We got up early to get on the 8:24 train to Lagos, on the southern coast of Portugal for our day at the beach. Except I got us on the wrong 8:24 train. I don’t know how it happened. We were to take an Intercity train (which I’ve taken in about every country I’ve been in), at 8:24. There were two trains at that time and only one was listed as an IC train. So we got on that one. Thankfully the conductor came around before the train made the first stop and realized my error. He wrote a note on the back of my ticket and told us to get off at the next stop and take the next train back into Lisbon (we were about 15 mins away), go to the ticket booth and asked for a new ticket on the 10:20 train. So we did that and our request was granted. But we lost 2 hours. We were supposed to get in at noon, perfect for beach time! Instead we got in at 2:30. Boo. But we got a cab (that stopped at the bus station so I could run in and get my ticket for the morning), and brought us to our hotel. It was a relatively cheap taxi, too, as I feared it would be quite expensive. The driver’s English was great and he was a wealth of knowledge. I wondered if he didn’t also work for the tourist board! He told us that he knew of Boston, NYC, and San Fran, but nothing else. We told him we were from the middle of the country and he was disappointed that we were far from the sea. So I told him about Lake Superior, but that didn’t seem to appease him!

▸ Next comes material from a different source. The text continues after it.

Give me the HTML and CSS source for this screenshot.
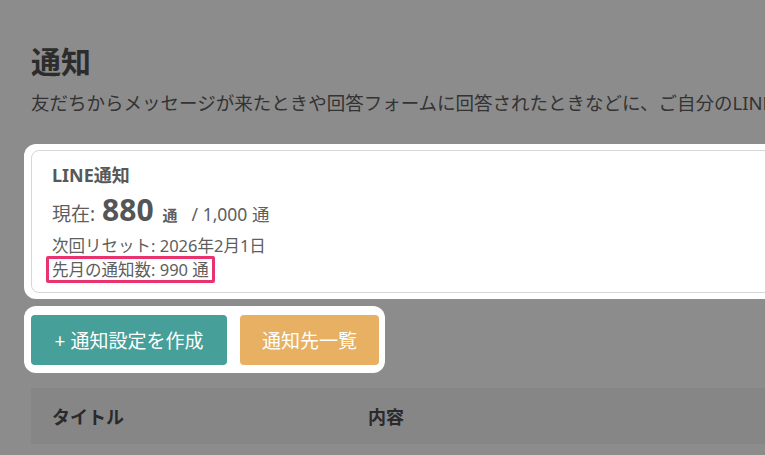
FILE: index.html
```html
<!DOCTYPE html>
<html lang="ja">
<head>
<meta charset="utf-8">
<link rel="stylesheet" href="styles.css">
</head>
<body>
<div class="page">
  <h1 class="title">通知</h1>
  <p class="lead">友だちからメッセージが来たときや回答フォームに回答されたときなどに、ご自分のLINEに通知を送ることができます。</p>

  <div class="spot spot-card">
    <div class="card">
      <div class="card-label">LINE通知</div>
      <div class="now">
        <span class="now-label">現在:</span>
        <span class="now-num">880</span>
        <span class="now-unit">通</span>
        <span class="now-max">/ 1,000 通</span>
      </div>
      <div class="meta">次回リセット: 2026年2月1日</div>
      <div class="meta last"><span class="mark">先月の通知数: 990 通</span></div>
    </div>
  </div>

  <div class="spot spot-btns">
    <button class="btn btn-teal">+ 通知設定を作成</button>
    <button class="btn btn-orange">通知先一覧</button>
  </div>

  <div class="thead">
    <div class="th th-title">タイトル</div>
    <div class="th">内容</div>
  </div>
</div>
</body>
</html>
```

FILE: styles.css
```css
html, body {
  margin: 0;
  padding: 0;
  background: #8c8c8c;
  overflow: hidden;
}
body {
  width: 765px;
  height: 455px;
  font-family: "Noto Sans", "Noto Sans CJK JP", sans-serif;
}
.page {
  padding: 44px 0 0 31px;
  width: 734px;
  overflow: hidden;
}
.title {
  margin: 0;
  font-size: 30px;
  line-height: 36px;
  font-weight: 700;
  color: #2c2c2c;
}
.lead {
  margin: 10px 0 0;
  font-size: 18.5px;
  line-height: 26px;
  color: #333;
  white-space: nowrap;
  overflow: hidden;
}
.spot {
  background: #fff;
  border-radius: 12px;
}
.spot-card {
  margin: 28px 0 0 -7px;
  padding: 6px 0 6px 7px;
  width: 880px;
}
.card {
  border: 1px solid #d6d6d6;
  border-radius: 8px;
  height: 141px;
  padding: 0 20px;
  box-sizing: content-box;
  color: #5e5e5e;
}
.card-label {
  padding-top: 11px;
  font-size: 18px;
  line-height: 26px;
  font-weight: 700;
  color: #585858;
}
.now {
  margin-top: 1px;
  display: flex;
  align-items: baseline;
  height: 40px;
}
.now-label {
  font-size: 19px;
}
.now-num {
  font-size: 30px;
  font-weight: 700;
  margin-left: 7px;
  color: #555;
}
.now-unit {
  font-size: 15px;
  font-weight: 700;
  margin-left: 9px;
}
.now-max {
  font-size: 17.5px;
  margin-left: 14px;
}
.meta {
  font-size: 16.5px;
  line-height: 24px;
  margin-top: 5px;
}
.meta.last {
  margin-top: -2px;
}
.mark {
  display: inline-block;
  margin-left: -6px;
  padding: 0 3px 0 3px;
  border: 3px solid #e8336f;
  border-radius: 2px;
  line-height: 21px;
}
.spot-btns {
  margin: 7px 0 0 -7px;
  padding: 9px 6px 8px 7px;
  width: fit-content;
  display: flex;
  gap: 13px;
}
.btn {
  border: 0;
  height: 50px;
  border-radius: 4px;
  color: #fff;
  font-family: "Noto Sans", "Noto Sans CJK JP", sans-serif;
  font-size: 19px;
  padding: 0;
}
.btn-teal {
  width: 196px;
  background: #469f98;
}
.btn-orange {
  width: 139px;
  background: #e7b063;
}
.thead {
  margin-top: 15px;
  height: 56px;
  background: #868686;
  display: flex;
  align-items: center;
  font-size: 18px;
  font-weight: 700;
  color: #2a2a2a;
}
.th-title {
  padding-left: 21px;
  width: 316px;
}
```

We got to the hotel and into our swimsuits and out on the beach. It’s gorgeous. I specifically picked a hotel on this beach (Dona Ana) due to the rock formations. It’s just gorgeous!! We had a great time on the beach, causing me to look ahead to the end of this week with anticipation. After 2 days (a day and a half after travel time) in Seville, I have 3 days at the beach in the south of Spain. Can’t wait!! Now we’re getting ready to go out to a nice dinner on Liz’s last night here, as I have to leave her in the morning at a God awful time to catch the bus, so it’s our last quality time together!! It’s been a wonderful time with her and I am going to miss her!!